Choosing Between Them
The choice is not about which architecture is better in the abstract. It is about matching the architecture to the workload.

As the table above summarises, many production deployments use a mix: CPU-only for risk models and position management where occasional microsecond tails are acceptable, FPGA offload for medium-complexity alpha models where consistent low latency matters more than absolute minimum latency, and inline for the most latency-critical signal generation where sub-microsecond determinism is a hard requirement.
The Full Stack
This series has traced one argument across three layers:
Model structure determines the range of possible execution paths and their memory access patterns. Bounding tree depth and balancing memory footprints across processing units converts an unpredictable latency distribution into a bounded one.
Numerical representation determines how much memory the model occupies and whether compressed inference is numerically safe. Quantising thresholds at training time eliminates the pathological errors that post-training compression produces. Analytically computing leaf bit-widths prevents overflow without sacrificing the footprint reduction that makes quantisation worthwhile.
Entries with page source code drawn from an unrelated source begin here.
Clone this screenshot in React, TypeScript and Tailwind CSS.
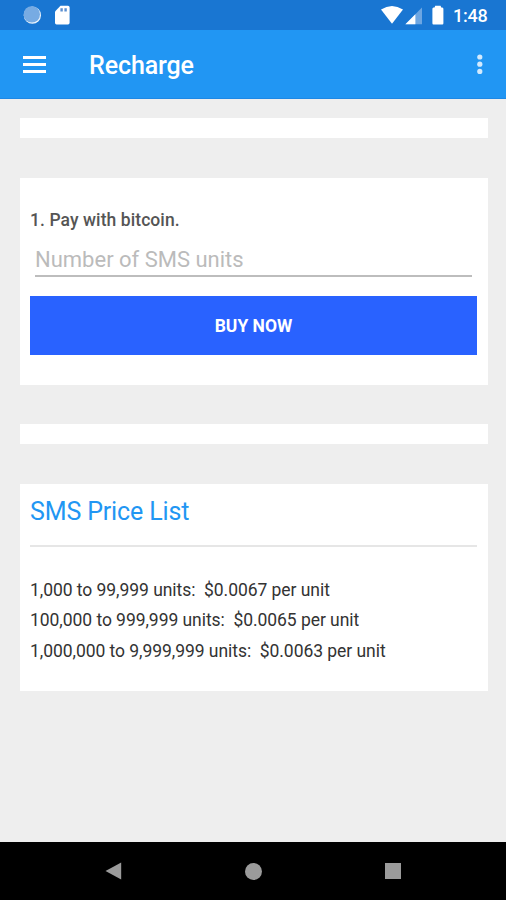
const prices = [
  { id: 1, range: "1,000 to 99,999 units:", price: "$0.0067 per unit" },
  { id: 2, range: "100,000 to 999,999 units:", price: "$0.0065 per unit" },
  { id: 3, range: "1,000,000 to 9,999,999 units:", price: "$0.0063 per unit" },
];

function StatusBar() {
  return (
    <div className="flex h-[30px] items-center bg-[#1976d2] pl-[23px] pr-[18px] text-white">
      <svg width="19" height="20" viewBox="0 0 19 20">
        <circle cx="9.4" cy="10.2" r="8.6" fill="#e9f2fb" />
        <circle cx="8.8" cy="9.4" r="8.2" fill="#77abe3" />
      </svg>
      <svg className="ml-[13px]" width="15" height="20" viewBox="0 0 15 20">
        <path d="M5.5 0.8H13Q14.6 0.8 14.6 2.4V17.8Q14.6 19.4 13 19.4H1.6Q0 19.4 0 17.8V6.4Z" fill="#fff" />
        <path d="M5.4 3.2h2.4v3.2H5.4zM9.4 3.2h2.4v3.2H9.4z" fill="#5b8fd0" />
      </svg>
      <svg className="ml-auto" width="22" height="20" viewBox="0 0 22 20">
        <path d="M0 4.6Q11-2.6 22 4.6L11 18.8Z" fill="#fff" />
      </svg>
      <svg className="ml-[2px]" width="18" height="20" viewBox="0 0 18 20">
        <path d="M17 2.4V19.2H0.4Z" fill="#6da6e2" />
        <path d="M10.4 9.2V19.2H0.4Z" fill="#fff" />
      </svg>
      <svg className="ml-[9px]" width="12" height="20" viewBox="0 0 12 20">
        <path d="M3.2 0.8h5.4l0.6 1.6H10.2Q11.4 2.6 11.4 3.8V18.2Q11.4 19.4 10.4 19.4H1.4Q0.4 19.4 0.4 18.2V3.8Q0.4 2.6 1.6 2.4H2.6Z" fill="#fff" />
      </svg>
      <span className="ml-[9px] mt-[2px] w-[35px] whitespace-nowrap text-[18px] font-medium leading-[20px] tracking-[-0.2px]">1:48</span>
    </div>
  );
}

function AppBar() {
  return (
    <header className="flex h-[69px] items-center border-b border-[#1e88e5] bg-[#2196f3] pl-[23px] pr-[22px] text-white">
      <div className="flex w-[23px] flex-col gap-1">
        <span className="h-[3px] bg-white" />
        <span className="h-[3px] bg-white" />
        <span className="h-[3px] bg-white" />
      </div>
      <h1 className="ml-[43px] mt-[3px] text-[25px] font-medium leading-8 tracking-[-0.1px]">Recharge</h1>
      <svg className="ml-auto" width="8" height="22" viewBox="0 0 8 22" fill="#d3eafd">
        <circle cx="3.8" cy="4" r="2.6" />
        <circle cx="3.8" cy="11.2" r="2.6" />
        <circle cx="3.8" cy="18.4" r="2.6" />
      </svg>
    </header>
  );
}

function NavBar() {
  return (
    <nav className="flex h-[58px] items-center justify-between bg-black px-[105px]">
      <svg width="17" height="18" viewBox="0 0 17 18">
        <path d="M16.2 0.5V17.5L0.5 9Z" fill="#9b9b9b" />
      </svg>
      <span className="h-[17px] w-[17px] rounded-full bg-[#9b9b9b]" />
      <span className="h-4 w-4 bg-[#9b9b9b]" />
    </nav>
  );
}

export default function App() {
  return (
    <div className="flex h-[900px] w-[506px] flex-col overflow-hidden bg-[#eeeeee] font-['Roboto',sans-serif]">
      <StatusBar />
      <AppBar />

      <main className="flex flex-1 flex-col pl-5 pr-[18.5px] pt-[19px]">
        <div className="h-5 bg-white" />

        <section className="mt-10 h-[206.5px] bg-white px-[10px] pt-[31px]">
          <p className="text-[17.5px] font-medium leading-[22px] tracking-[0.08px] text-[#555555]">1. Pay with bitcoin.</p>
          <input
            type="text"
            placeholder="Number of SMS units"
            className="ml-[5px] mt-[10px] block h-[36px] w-[437px] border-b-2 border-[#bdbdbd] pt-[2px] text-[22px] text-[#555555] outline-none placeholder:text-[#bbbbbb]"
          />
          <button className="mt-[19px] block h-[59px] w-[447px] bg-[#2962ff] pt-[2px] text-[17.5px] font-bold text-white">
            BUY NOW
          </button>
        </section>

        <div className="mt-[39.5px] h-5 bg-white" />

        <section className="mt-[39.5px] h-[207.5px] bg-white px-[10px] pt-[13px]">
          <h2 className="text-[25px] leading-[30px] tracking-[-0.14px] text-[#2196f3]">SMS Price List</h2>
          <hr className="mt-[18.5px] w-[447px] border-t-2 border-[#e6e6e6]" />
          <ul className="mt-7 text-[17.5px] leading-[30.3px] tracking-[-0.05px] text-[#333333]">
            {prices.map((p) => (
              <li key={p.id} className="whitespace-pre">
                {p.range}  {p.price}
              </li>
            ))}
          </ul>
        </section>
      </main>

      <NavBar />
    </div>
  );
}
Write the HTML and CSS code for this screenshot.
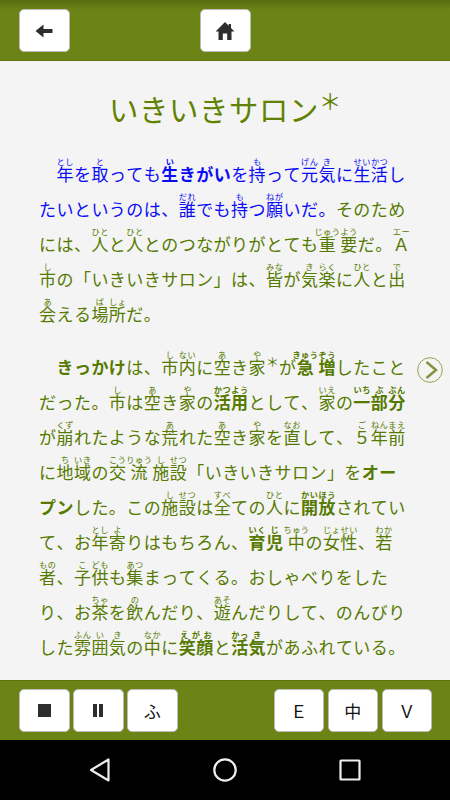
FILE: index.html
```html
<!DOCTYPE html>
<html lang="ja">
<head>
    <meta charset="UTF-8">
    <meta name="viewport" content="width=device-width, initial-scale=1.0">
    <title>いきいきサロン</title>
    <link rel="stylesheet" href="styles.css">
</head>
<body>
    <header class="bar top-bar">
        <button class="btn" aria-label="戻る">
            <svg width="18" height="14" viewBox="0 0 18 14"><path d="M0.5 7L8.5 0.5V5H17.5V9H8.5V13.5Z"/></svg>
        </button>
        <button class="btn home" aria-label="ホーム">
            <svg width="18" height="18" viewBox="0 0 18 18"><path d="M9 0L12.7 3.7V2H15V6L18 9V9.6H15.5V18H11.2V11.5H6.8V18H2.5V9.6H0V9Z"/></svg>
        </button>
    </header>

    <main class="page">
        <h1>いきいきサロン<span class="note">＊</span></h1>
        <p>　<span class="reading"><ruby>年<rt>とし</rt></ruby>を<ruby>取<rt>と</rt></ruby>っても<b><ruby>生<rt>い</rt></ruby>きがい</b>を<ruby>持<rt>も</rt></ruby>って<ruby>元<rt>げん</rt></ruby><ruby>気<rt>き</rt></ruby>に<ruby>生活<rt>せいかつ</rt></ruby>し<br>
            たいというのは、<ruby>誰<rt>だれ</rt></ruby>でも<ruby>持<rt>も</rt></ruby>つ<ruby>願<rt>ねが</rt></ruby>いだ。</span>そのため<br>
            には、<ruby>人<rt>ひと</rt></ruby>と<ruby>人<rt>ひと</rt></ruby>とのつながりがとても<ruby>重<rt>じゅう</rt></ruby><ruby>要<rt>よう</rt></ruby>だ。<ruby>Ａ<rt>エー</rt></ruby><br>
            <ruby>市<rt>し</rt></ruby>の「いきいきサロン」は、<ruby>皆<rt>みな</rt></ruby>が<ruby>気<rt>き</rt></ruby><ruby>楽<rt>らく</rt></ruby>に<ruby>人<rt>ひと</rt></ruby>と<ruby>出<rt>で</rt></ruby><br>
            <ruby>会<rt>あ</rt></ruby>える<ruby>場<rt>ば</rt></ruby><ruby>所<rt>しょ</rt></ruby>だ。</p>
        <p>　<b>きっかけ</b>は、<ruby>市<rt>し</rt></ruby><ruby>内<rt>ない</rt></ruby>に<ruby>空<rt>あ</rt></ruby>き<ruby>家<rt>や</rt></ruby><span class="note">＊</span>が<b><ruby>急<rt>きゅう</rt></ruby><ruby>増<rt>ぞう</rt></ruby></b>したこと<br>
            だった。<ruby>市<rt>し</rt></ruby>は<ruby>空<rt>あ</rt></ruby>き<ruby>家<rt>や</rt></ruby>の<b><ruby>活用<rt>かつよう</rt></ruby></b>として、<ruby>家<rt>いえ</rt></ruby>の<b><ruby>一<rt>いち</rt></ruby><ruby>部<rt>ぶ</rt></ruby><ruby>分<rt>ぶん</rt></ruby></b><br>
            が<ruby>崩<rt>くず</rt></ruby>れたような<ruby>荒<rt>あ</rt></ruby>れた<ruby>空<rt>あ</rt></ruby>き<ruby>家<rt>や</rt></ruby>を<ruby>直<rt>なお</rt></ruby>して、<ruby>５<rt>ご</rt></ruby><ruby>年<rt>ねん</rt></ruby><ruby>前<rt>まえ</rt></ruby><br>
            に<ruby>地<rt>ち</rt></ruby><ruby>域<rt>いき</rt></ruby>の<ruby>交<rt>こう</rt></ruby><ruby>流<rt>りゅう</rt></ruby><ruby>施<rt>し</rt></ruby><ruby>設<rt>せつ</rt></ruby>「いきいきサロン」を<b>オー</b><br>
            <b>プン</b>した。この<ruby>施<rt>し</rt></ruby><ruby>設<rt>せつ</rt></ruby>は<ruby>全<rt>すべ</rt></ruby>ての<ruby>人<rt>ひと</rt></ruby>に<b><ruby>開放<rt>かいほう</rt></ruby></b>されてい<br>
            て、お<ruby>年<rt>とし</rt></ruby><ruby>寄<rt>よ</rt></ruby>りはもちろん、<b><ruby>育<rt>いく</rt></ruby><ruby>児<rt>じ</rt></ruby></b><ruby>中<rt>ちゅう</rt></ruby>の<ruby>女性<rt>じょせい</rt></ruby>、<ruby>若<rt>わか</rt></ruby><br>
            <ruby>者<rt>もの</rt></ruby>、<ruby>子<rt>こ</rt></ruby><ruby>供<rt>ども</rt></ruby>も<ruby>集<rt>あつ</rt></ruby>まってくる。おしゃべりをした<br>
            り、お<ruby>茶<rt>ちゃ</rt></ruby>を<ruby>飲<rt>の</rt></ruby>んだり、<ruby>遊<rt>あそ</rt></ruby>んだりして、のんびり<br>
            した<ruby>雰<rt>ふん</rt></ruby><ruby>囲<rt>い</rt></ruby><ruby>気<rt>き</rt></ruby>の<ruby>中<rt>なか</rt></ruby>に<b><ruby>笑顔<rt>えがお</rt></ruby></b>と<b><ruby>活<rt>かっ</rt></ruby><ruby>気<rt>き</rt></ruby></b>があふれている。</p>
        <button class="next" aria-label="次へ">
            <svg width="26" height="26" viewBox="0 0 26 26"><circle cx="13" cy="13" r="12.3"/><path d="M9.5 5L19 13L9.5 21"/></svg>
        </button>
    </main>

    <footer class="bar bottom-bar">
        <div class="group">
            <button class="btn" aria-label="停止"><svg width="13" height="13" viewBox="0 0 13 13"><path d="M0 0H13V13H0Z"/></svg></button>
            <button class="btn" aria-label="一時停止"><svg width="10" height="13" viewBox="0 0 10 13"><path d="M0 0H4V13H0ZM6 0H10V13H6Z"/></svg></button>
            <button class="btn">ふ</button>
        </div>
        <div class="group">
            <button class="btn">Ｅ</button>
            <button class="btn">中</button>
            <button class="btn">Ｖ</button>
        </div>
    </footer>

    <nav class="system-nav">
        <svg width="24" height="26" viewBox="0 0 24 26"><path d="M3 13L20.5 2.5V23.5Z"/></svg>
        <svg width="26" height="26" viewBox="0 0 26 26"><circle cx="13" cy="13" r="10.7"/></svg>
        <svg width="24" height="26" viewBox="0 0 24 26"><rect x="2.5" y="3.5" width="19" height="19" rx="0.5"/></svg>
    </nav>
</body>
</html>
```

FILE: styles.css
```css
body {
    margin: 0;
    width: 450px;
    height: 800px;
    display: flex;
    flex-direction: column;
    overflow: hidden;
    background-color: #f4f4f4;
    color: #567a00;
    font-family: "Noto Sans CJK JP", sans-serif;
    font-kerning: none;
}
.bar {
    box-sizing: border-box;
    display: flex;
    flex: none;
    padding: 0 18px 0 19px;
    background-color: #6c8416;
}
.top-bar {
    height: 61px;
    padding-top: 9px;
    background-image: linear-gradient(rgba(0,0,0,0.18), rgba(0,0,0,0) 10px);
    border-bottom: 1px solid #5d750a;
}
.bottom-bar {
    height: 60px;
    padding-top: 8px;
    justify-content: space-between;
    border-top: 1px solid #5d750a;
}
.group {
    display: flex;
    gap: 3.5px;
}
.btn {
    box-sizing: border-box;
    width: 50.5px;
    height: 43px;
    padding: 0;
    display: flex;
    align-items: center;
    justify-content: center;
    background-color: #fff;
    border: 1px solid #bbb;
    border-radius: 5px;
    color: #111;
    font-family: inherit;
    font-size: 17px;
    line-height: 24px;
}
.btn svg {
    fill: #2d2d2d;
}
.home {
    margin-left: 130.5px;
}
.page {
    position: relative;
    flex: 1;
    padding-left: 39px;
    overflow: hidden;
}
h1 {
    margin: 27px 0 0 70px;
    height: 40px;
    line-height: 40px;
    font-size: 29.4px;
    font-weight: 400;
    letter-spacing: 0.6px;
    white-space: nowrap;
    color: #608200;
}
.note {
    font-size: 0.76em;
    line-height: 0;
    vertical-align: 11px;
}
p {
    margin: 28px 0 0;
    font-size: 17px;
    line-height: 35px;
    letter-spacing: 0.46px;
    white-space: nowrap;
}
p + p {
    margin-top: 18px;
}
p .note {
    letter-spacing: 0;
    vertical-align: 7px;
}
.reading {
    color: #0b0bf5;
}
rt {
    font-size: 8.2px;
    line-height: 8px;
}
.next {
    position: absolute;
    right: 7px;
    top: 296px;
    padding: 0;
    border: 0;
    background: none;
}
.next svg {
    display: block;
    fill: none;
    stroke: #98a04b;
    stroke-width: 1;
}
.next path {
    stroke: #87903c;
    stroke-width: 2.5;
}
.system-nav {
    flex: none;
    height: 60px;
    display: flex;
    align-items: center;
    justify-content: center;
    gap: 100px;
    background-color: #000;
}
.system-nav svg {
    fill: none;
    stroke: #eee;
    stroke-width: 2.2;
    stroke-linejoin: round;
}
```
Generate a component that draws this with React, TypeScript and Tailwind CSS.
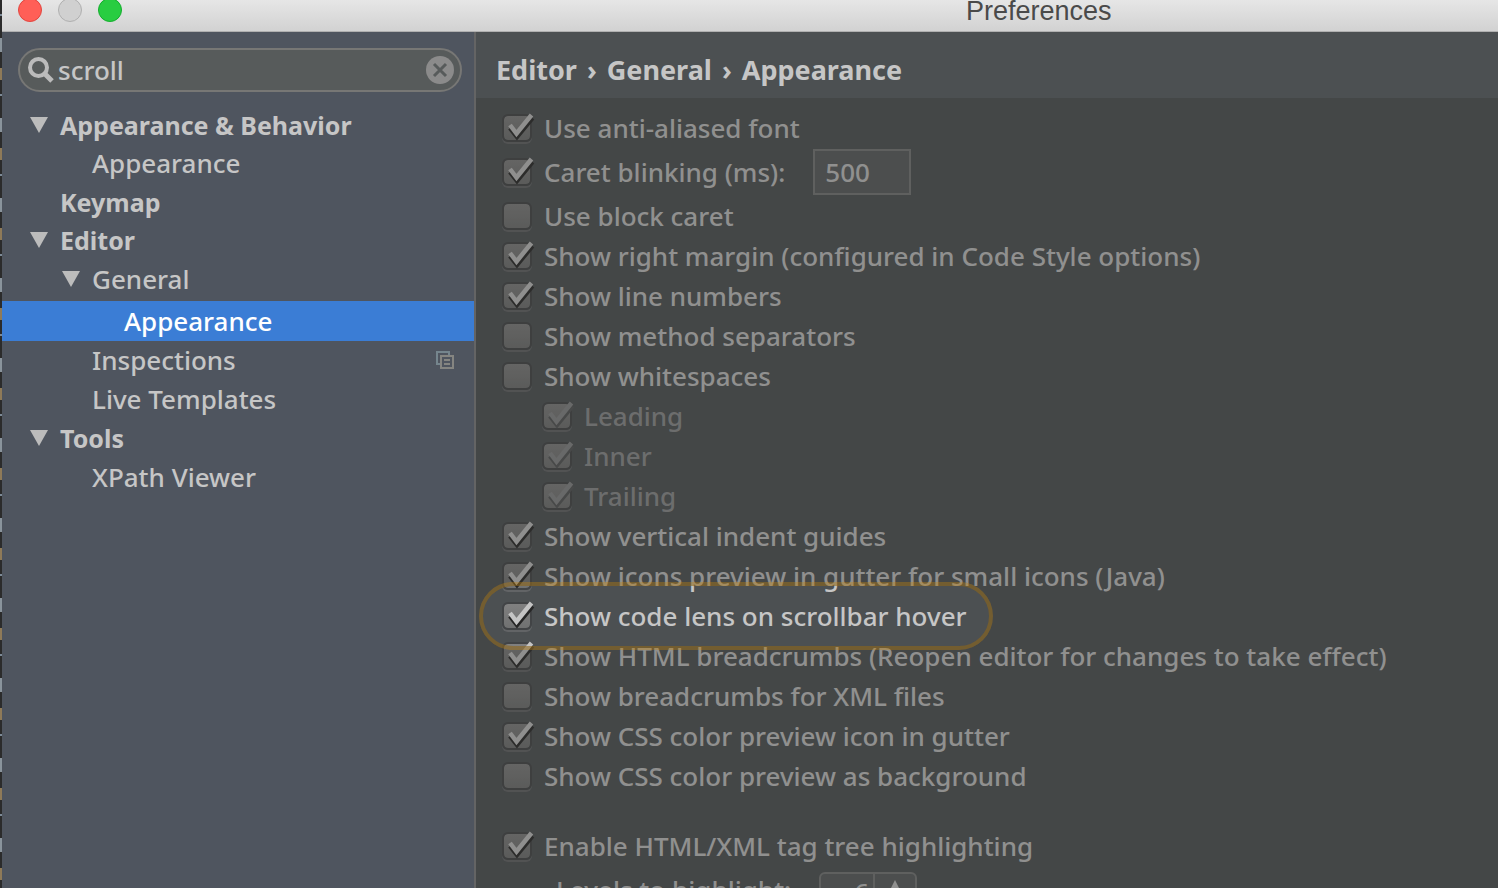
type Opt = {
    label: string
    checked?: boolean
    disabled?: boolean
    lit?: boolean
}

const options: Opt[] = [
    { label: 'Use block caret' },
    { label: 'Show right margin (configured in Code Style options)', checked: true },
    { label: 'Show line numbers', checked: true },
    { label: 'Show method separators' },
    { label: 'Show whitespaces' },
    { label: 'Leading', checked: true, disabled: true },
    { label: 'Inner', checked: true, disabled: true },
    { label: 'Trailing', checked: true, disabled: true },
    { label: 'Show vertical indent guides', checked: true },
    { label: 'Show icons preview in gutter for small icons (Java)', checked: true },
    { label: 'Show code lens on scrollbar hover', checked: true, lit: true },
    { label: 'Show HTML breadcrumbs (Reopen editor for changes to take effect)', checked: true },
    { label: 'Show breadcrumbs for XML files' },
    { label: 'Show CSS color preview icon in gutter', checked: true },
    { label: 'Show CSS color preview as background' },
]

function CheckRow({ label, checked, disabled, lit }: Opt) {
    return (
        <div className={disabled ? 'relative flex h-10 items-center pl-10' : 'relative flex h-10 items-center'}>
            <label className="flex items-center gap-3 whitespace-nowrap">
                <span className="grid size-[30px] shrink-0 items-center">
                    <input
                        type="checkbox"
                        defaultChecked={checked}
                        disabled={disabled}
                        className="col-start-1 row-start-1 h-7 w-[30px] peer appearance-none rounded-md border-2 border-[#424446] bg-linear-to-b from-[#808080] to-[#707171] bg-clip-padding shadow-[0_2px_0_#626466]"
                    />
                    <svg
                        viewBox="0 0 30 30"
                        fill="none"
                        className="pointer-events-none invisible col-start-1 row-start-1 size-[30px] overflow-visible peer-checked:visible"
                    >
                        <path d="M8 15L15 24L30.500 5" stroke={disabled ? '#525455' : '#262626'} strokeWidth="4.500" />
                        <path d="M8 12L14.500 20.500L29.500 2" stroke={disabled ? '#868788' : '#c4c4c4'} strokeWidth="4.500" />
                    </svg>
                </span>
                <span className={disabled ? 'text-[#8c8e8f]' : ''}>{label}</span>
            </label>
            {lit && (
                <div className="pointer-events-none absolute -left-[23px] z-10 h-[68px] w-[514px] rounded-full border-4 border-[#8d651a]/60 shadow-[0_0_0_2000px_#37373560]" />
            )}
        </div>
    )
}

function Arrow() {
    return (
        <svg viewBox="0 0 18 16" className="h-4 w-[18px] shrink-0 fill-[#bcbcbc]">
            <path d="M0 0H18L9 16Z" />
        </svg>
    )
}

function TreeItem({ label, className }: { label: string; className: string }) {
    return (
        <li>
            <a href="#" className={`flex h-10 items-center ${className}`}>
                {label}
            </a>
        </li>
    )
}

function Sidebar() {
    return (
        <aside className="w-[474px] shrink-0 border-r-2 border-[#646464] bg-[#4f555f]">
            <div className="mt-4 mr-3 ml-4 flex h-11 items-center gap-1 rounded-full border-2 border-[#777775] bg-[#575b5b] pr-1.5 pl-2">
                <svg viewBox="0 0 26 26" fill="none" stroke="#bbbbbb" className="size-[26px] shrink-0">
                    <circle cx="10.500" cy="10.500" r="8.500" strokeWidth="4" />
                    <path d="M16.500 16.500L24 24" strokeWidth="5" />
                </svg>
                <input
                    type="text"
                    aria-label="Search settings"
                    defaultValue="scroll"
                    className="min-w-0 flex-1 bg-transparent outline-none"
                />
                <button type="button" aria-label="Clear search">
                    <svg viewBox="0 0 28 28" className="size-7">
                        <circle cx="14" cy="14" r="14" fill="#8b8b8b" />
                        <path d="M8 8L20 20M20 8L8 20" stroke="#575b5b" strokeWidth="3" />
                    </svg>
                </button>
            </div>
            <ul className="mt-[15px]">
                <li>
                    <a href="#" className="flex h-9 items-center gap-3 pl-7 text-[25px] font-bold">
                        <Arrow /> Appearance & Behavior
                    </a>
                </li>
                <TreeItem label="Appearance" className="pl-[90px]" />
                <li>
                    <a href="#" className="flex h-[38px] items-center pl-[58px] text-[25px] font-bold">
                        Keymap
                    </a>
                </li>
                <li>
                    <a href="#" className="flex h-[38px] items-center gap-3 pl-7 text-[25px] font-bold">
                        <Arrow /> Editor
                    </a>
                </li>
                <li>
                    <a href="#" className="mb-0.5 flex h-10 items-center gap-3 pl-[60px]">
                        <Arrow /> General
                    </a>
                </li>
                <TreeItem label="Appearance" className="bg-[#3b7dd5] pl-[122px] text-white" />
                <li>
                    <a href="#" className="flex h-[38px] items-center justify-between pr-5 pl-[90px]">
                        Inspections
                        <svg viewBox="0 0 18 18" fill="none" strokeWidth="2" className="size-[18px]">
                            <path d="M4 13H1V1H13V4" stroke="#75858d" />
                            <path d="M5 5H17V17H5ZM8 9H14M8 13H14" stroke="#858581" />
                        </svg>
                    </a>
                </li>
                <TreeItem label="Live Templates" className="pl-[90px]" />
                <li>
                    <a href="#" className="flex h-[38px] items-center gap-3 pl-7 text-[25px] font-bold">
                        <Arrow /> Tools
                    </a>
                </li>
                <TreeItem label="XPath Viewer" className="pl-[90px]" />
            </ul>
        </aside>
    )
}

export default function App() {
    return (
        <div className="flex h-screen overflow-hidden bg-[#4c5052] font-['Noto_Sans',sans-serif] text-[26px] leading-8 font-medium text-[#c6c6c6]">
            {/* sliver of the editor window behind */}
            <div className="w-0.5 shrink-0 bg-[repeating-linear-gradient(#2b2b2b_0_14px,#7d8b98_14px_16px,#2b2b2b_16px_38px,#8a949c_38px_52px,#2b2b2b_52px_68px,#8f7a58_68px_80px)]" />
            <div className="flex min-w-0 flex-1 flex-col">
                <header className="flex h-8 shrink-0 items-center border-b border-[#b0b0b0] bg-linear-to-b from-[#e6e6e6] to-[#d2d2d2] pb-3">
                    <div className="flex flex-1 gap-4 pl-4">
                        <button type="button" aria-label="Close" className="size-6 rounded-full border border-[#e2463f] bg-[#ff5f57]" />
                        <button type="button" aria-label="Minimize" className="size-6 rounded-full border border-[#b0b0b0] bg-[#d0d0d0]" />
                        <button type="button" aria-label="Zoom" className="size-6 rounded-full border border-[#14ae2e] bg-[#28cd41]" />
                    </div>
                    <h1 className="w-[532px] pt-0.5 font-['Liberation_Sans',sans-serif] text-[27px] font-normal text-[#4a4a4a]">
                        Preferences
                    </h1>
                </header>
                <div className="flex min-h-0 flex-1">
                    <Sidebar />
                    <main className="flex min-w-0 flex-1 flex-col">
                        <h2 className="flex h-[66px] shrink-0 items-center gap-2.5 pt-2.5 pl-5 text-[27px] font-bold">
                            Editor <span>›</span> General <span>›</span> Appearance
                        </h2>
                        <form className="min-h-0 flex-1 overflow-hidden pt-2.5 pl-[26px]">
                            <CheckRow label="Use anti-aliased font" checked />
                            <div className="flex h-12 items-center gap-7">
                                <CheckRow label="Caret blinking (ms):" checked />
                                <input
                                    type="text"
                                    aria-label="Caret blinking interval"
                                    defaultValue="500"
                                    className="h-[46px] w-[98px] border-2 border-[#777979] bg-[#585c5e] px-2.5"
                                />
                            </div>
                            {options.map((opt) => (
                                <CheckRow key={opt.label} {...opt} />
                            ))}
                            <div className="mt-[30px]">
                                <CheckRow label="Enable HTML/XML tag tree highlighting" checked />
                            </div>
                            <div className="mt-1.5 flex items-start gap-7 pl-[54px]">
                                <label htmlFor="levels" className="leading-9">
                                    Levels to highlight:
                                </label>
                                <div className="flex h-11 w-[98px] rounded-md border-2 border-[#777979] bg-[#585c5e]">
                                    <input
                                        id="levels"
                                        type="text"
                                        defaultValue="6"
                                        className="h-9 w-[54px] border-r-2 border-[#777979] pr-1 text-right"
                                    />
                                    <button type="button" aria-label="More levels" className="flex flex-1 justify-center pt-1.5">
                                        <svg viewBox="0 0 12 12" className="size-3 fill-[#c6c6c6]">
                                            <path d="M6 0L12 12H0Z" />
                                        </svg>
                                    </button>
                                </div>
                            </div>
                        </form>
                    </main>
                </div>
            </div>
        </div>
    )
}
Compute architecture determines whether the remaining variance can be eliminated entirely, and at what cost. Optimised CPU inference is fast at the median but exposes tail risk under concurrent load. Offload accelerators remove tail spikes but add PCIe latency. Inline accelerators remove data movement from the hot path and replace it with deterministic digital logic that executes identically on every input.
Each layer has a ceiling set by the layers below it. Optimising the model on a general-purpose processor leaves software-level variance in place. Offloading to an accelerator removes that variance but leaves PCIe latency. The inline architecture removes the last movable floor.